Output the material exactly, but drop every image it holds.

====== Material provided ======

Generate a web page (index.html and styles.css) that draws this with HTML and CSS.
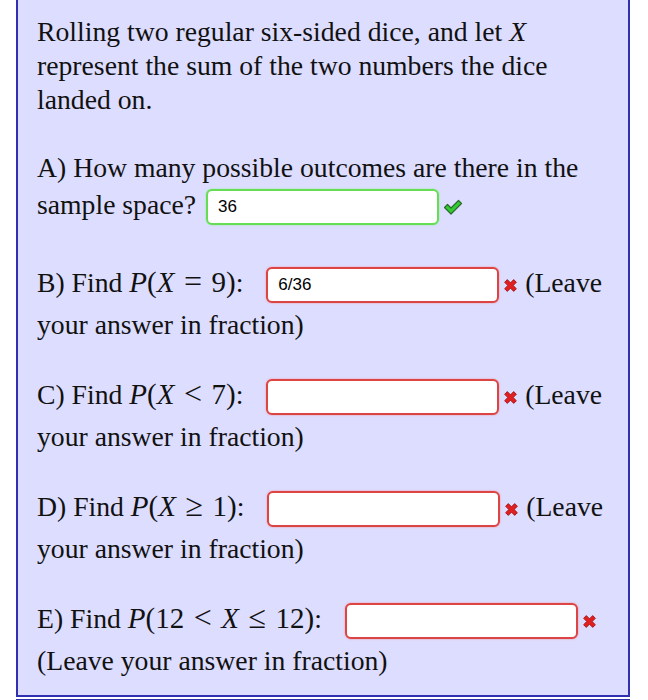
FILE: index.html
```html
<!DOCTYPE html>
<html>
<head>
<meta charset="utf-8">
<link rel="stylesheet" href="styles.css">
</head>
<body>
<div class="problem">
  <p class="para">Rolling two regular six-sided dice, and let <i class="mv">X</i> represent the sum of the two numbers the dice landed on.</p>
  <p class="para">A) How many possible outcomes are there in the sample space? <span class="ans"><span class="field ok">36</span><span class="mark check"><svg width="20" height="16" viewBox="0 0 20 16"><path d="M1.5 8.5 L4.5 5.5 L8 9 L15.5 1.5 L18.5 4.5 L8 15 Z" fill="#33cc33" stroke="#2a6a2a" stroke-width="1.2" stroke-linejoin="round"/></svg></span></span></p>
  <p class="para">B) Find <span class="math"><i class="mv">P</i>(<i class="mv">X</i><span class="op">=</span>9)</span>: <span class="ans m"><span class="field bad">6/36</span><span class="mark cross"><svg width="15" height="15" viewBox="0 0 14 14"><path d="M1.5 4 L4 1.5 L7 4.5 L10 1.5 L12.5 4 L9.5 7 L12.5 10 L10 12.5 L7 9.5 L4 12.5 L1.5 10 L4.5 7 Z" fill="#e02020" stroke="#a01010" stroke-width="0.8" stroke-linejoin="round"/></svg></span></span> (Leave your answer in fraction)</p>
  <p class="para">C) Find <span class="math"><i class="mv">P</i>(<i class="mv">X</i><span class="op">&lt;</span>7)</span>: <span class="ans m"><span class="field bad"></span><span class="mark cross"><svg width="15" height="15" viewBox="0 0 14 14"><path d="M1.5 4 L4 1.5 L7 4.5 L10 1.5 L12.5 4 L9.5 7 L12.5 10 L10 12.5 L7 9.5 L4 12.5 L1.5 10 L4.5 7 Z" fill="#e02020" stroke="#a01010" stroke-width="0.8" stroke-linejoin="round"/></svg></span></span> (Leave your answer in fraction)</p>
  <p class="para">D) Find <span class="math"><i class="mv">P</i>(<i class="mv">X</i><span class="op">&ge;</span>1)</span>: <span class="ans m"><span class="field bad"></span><span class="mark cross"><svg width="15" height="15" viewBox="0 0 14 14"><path d="M1.5 4 L4 1.5 L7 4.5 L10 1.5 L12.5 4 L9.5 7 L12.5 10 L10 12.5 L7 9.5 L4 12.5 L1.5 10 L4.5 7 Z" fill="#e02020" stroke="#a01010" stroke-width="0.8" stroke-linejoin="round"/></svg></span></span> (Leave your answer in fraction)</p>
  <p class="para">E) Find <span class="math"><i class="mv">P</i>(12<span class="op">&lt;</span><i class="mv">X</i><span class="op">&le;</span>12)</span>: <span class="ans m"><span class="field bad"></span><span class="mark cross"><svg width="15" height="15" viewBox="0 0 14 14"><path d="M1.5 4 L4 1.5 L7 4.5 L10 1.5 L12.5 4 L9.5 7 L12.5 10 L10 12.5 L7 9.5 L4 12.5 L1.5 10 L4.5 7 Z" fill="#e02020" stroke="#a01010" stroke-width="0.8" stroke-linejoin="round"/></svg></span></span> (Leave your answer in fraction)</p>
</div>
<div class="next"></div>
</body>
</html>
```
FILE: styles.css
```css
html, body {
  margin: 0;
  padding: 0;
  background: #ffffff;
}
.problem {
  margin-left: 16px;
  width: 614px;
  background: #ddddff;
  border-left: 2px solid #3030b0;
  border-right: 2px solid #3030b0;
  border-bottom: 2px solid #3030b0;
  padding: 15px 20px 17px 19px;
  box-sizing: border-box;
  font-family: "Liberation Serif", "Times New Roman", serif;
  font-size: 27.7px;
  line-height: 34px;
  color: #111111;
}
.para {
  margin: 0 0 33px 0;
}
.para:first-child {
  margin-bottom: 34px;
}
.para:last-child {
  margin-bottom: 0;
}
.mv {
  font-style: italic;
}
.math {
  font-size: 29px;
}
.math .op {
  font-size: 32px;
  margin: 0 9.5px;
}
.ans {
  display: inline-flex;
  align-items: center;
  vertical-align: middle;
  padding: 4px 0 5px 0;
  margin-left: 3px;
}
.ans.m {
  margin-left: 16px;
}
.field {
  display: inline-block;
  box-sizing: border-box;
  width: 233px;
  height: 36px;
  background: #ffffff;
  border-radius: 6px;
  font-family: "Liberation Sans", Arial, sans-serif;
  font-size: 17px;
  line-height: 32px;
  padding: 0 10px;
  color: #000;
}
.field.ok {
  border: 2px solid #66dd55;
  box-shadow: 0 0 2px #88ee88;
}
.field.bad {
  border: 2px solid #dd4444;
  box-shadow: 0 0 2px #ee8888;
}
.mark {
  display: inline-flex;
  margin-left: 4px;
}
.next {
  margin-left: 16px;
  width: 614px;
  height: 4px;
  margin-top: 2px;
  border-top: 2px solid #3030b0;
  background: #ddddff;
}
```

======

Correct result:
Generate a web page (index.html and styles.css) that draws this with HTML and CSS.
FILE: index.html
```html
<!DOCTYPE html>
<html>
<head>
<meta charset="utf-8">
<link rel="stylesheet" href="styles.css">
</head>
<body>
<div class="problem">
  <p class="para">Rolling two regular six-sided dice, and let <i class="mv">X</i> represent the sum of the two numbers the dice landed on.</p>
  <p class="para">A) How many possible outcomes are there in the sample space? <span class="ans"><span class="field ok">36</span><span class="mark check"><svg width="20" height="16" viewBox="0 0 20 16"><path d="M1.5 8.5 L4.5 5.5 L8 9 L15.5 1.5 L18.5 4.5 L8 15 Z" fill="#33cc33" stroke="#2a6a2a" stroke-width="1.2" stroke-linejoin="round"/></svg></span></span></p>
  <p class="para">B) Find <span class="math"><i class="mv">P</i>(<i class="mv">X</i><span class="op">=</span>9)</span>: <span class="ans m"><span class="field bad">6/36</span><span class="mark cross"><svg width="15" height="15" viewBox="0 0 14 14"><path d="M1.5 4 L4 1.5 L7 4.5 L10 1.5 L12.5 4 L9.5 7 L12.5 10 L10 12.5 L7 9.5 L4 12.5 L1.5 10 L4.5 7 Z" fill="#e02020" stroke="#a01010" stroke-width="0.8" stroke-linejoin="round"/></svg></span></span> (Leave your answer in fraction)</p>
  <p class="para">C) Find <span class="math"><i class="mv">P</i>(<i class="mv">X</i><span class="op">&lt;</span>7)</span>: <span class="ans m"><span class="field bad"></span><span class="mark cross"><svg width="15" height="15" viewBox="0 0 14 14"><path d="M1.5 4 L4 1.5 L7 4.5 L10 1.5 L12.5 4 L9.5 7 L12.5 10 L10 12.5 L7 9.5 L4 12.5 L1.5 10 L4.5 7 Z" fill="#e02020" stroke="#a01010" stroke-width="0.8" stroke-linejoin="round"/></svg></span></span> (Leave your answer in fraction)</p>
  <p class="para">D) Find <span class="math"><i class="mv">P</i>(<i class="mv">X</i><span class="op">&ge;</span>1)</span>: <span class="ans m"><span class="field bad"></span><span class="mark cross"><svg width="15" height="15" viewBox="0 0 14 14"><path d="M1.5 4 L4 1.5 L7 4.5 L10 1.5 L12.5 4 L9.5 7 L12.5 10 L10 12.5 L7 9.5 L4 12.5 L1.5 10 L4.5 7 Z" fill="#e02020" stroke="#a01010" stroke-width="0.8" stroke-linejoin="round"/></svg></span></span> (Leave your answer in fraction)</p>
  <p class="para">E) Find <span class="math"><i class="mv">P</i>(12<span class="op">&lt;</span><i class="mv">X</i><span class="op">&le;</span>12)</span>: <span class="ans m"><span class="field bad"></span><span class="mark cross"><svg width="15" height="15" viewBox="0 0 14 14"><path d="M1.5 4 L4 1.5 L7 4.5 L10 1.5 L12.5 4 L9.5 7 L12.5 10 L10 12.5 L7 9.5 L4 12.5 L1.5 10 L4.5 7 Z" fill="#e02020" stroke="#a01010" stroke-width="0.8" stroke-linejoin="round"/></svg></span></span> (Leave your answer in fraction)</p>
</div>
<div class="next"></div>
</body>
</html>
```
FILE: styles.css
```css
html, body {
  margin: 0;
  padding: 0;
  background: #ffffff;
}
.problem {
  margin-left: 16px;
  width: 614px;
  background: #ddddff;
  border-left: 2px solid #3030b0;
  border-right: 2px solid #3030b0;
  border-bottom: 2px solid #3030b0;
  padding: 15px 20px 17px 19px;
  box-sizing: border-box;
  font-family: "Liberation Serif", "Times New Roman", serif;
  font-size: 27.7px;
  line-height: 34px;
  color: #111111;
}
.para {
  margin: 0 0 33px 0;
}
.para:first-child {
  margin-bottom: 34px;
}
.para:last-child {
  margin-bottom: 0;
}
.mv {
  font-style: italic;
}
.math {
  font-size: 29px;
}
.math .op {
  font-size: 32px;
  margin: 0 9.5px;
}
.ans {
  display: inline-flex;
  align-items: center;
  vertical-align: middle;
  padding: 4px 0 5px 0;
  margin-left: 3px;
}
.ans.m {
  margin-left: 16px;
}
.field {
  display: inline-block;
  box-sizing: border-box;
  width: 233px;
  height: 36px;
  background: #ffffff;
  border-radius: 6px;
  font-family: "Liberation Sans", Arial, sans-serif;
  font-size: 17px;
  line-height: 32px;
  padding: 0 10px;
  color: #000;
}
.field.ok {
  border: 2px solid #66dd55;
  box-shadow: 0 0 2px #88ee88;
}
.field.bad {
  border: 2px solid #dd4444;
  box-shadow: 0 0 2px #ee8888;
}
.mark {
  display: inline-flex;
  margin-left: 4px;
}
.next {
  margin-left: 16px;
  width: 614px;
  height: 4px;
  margin-top: 2px;
  border-top: 2px solid #3030b0;
  background: #ddddff;
}
```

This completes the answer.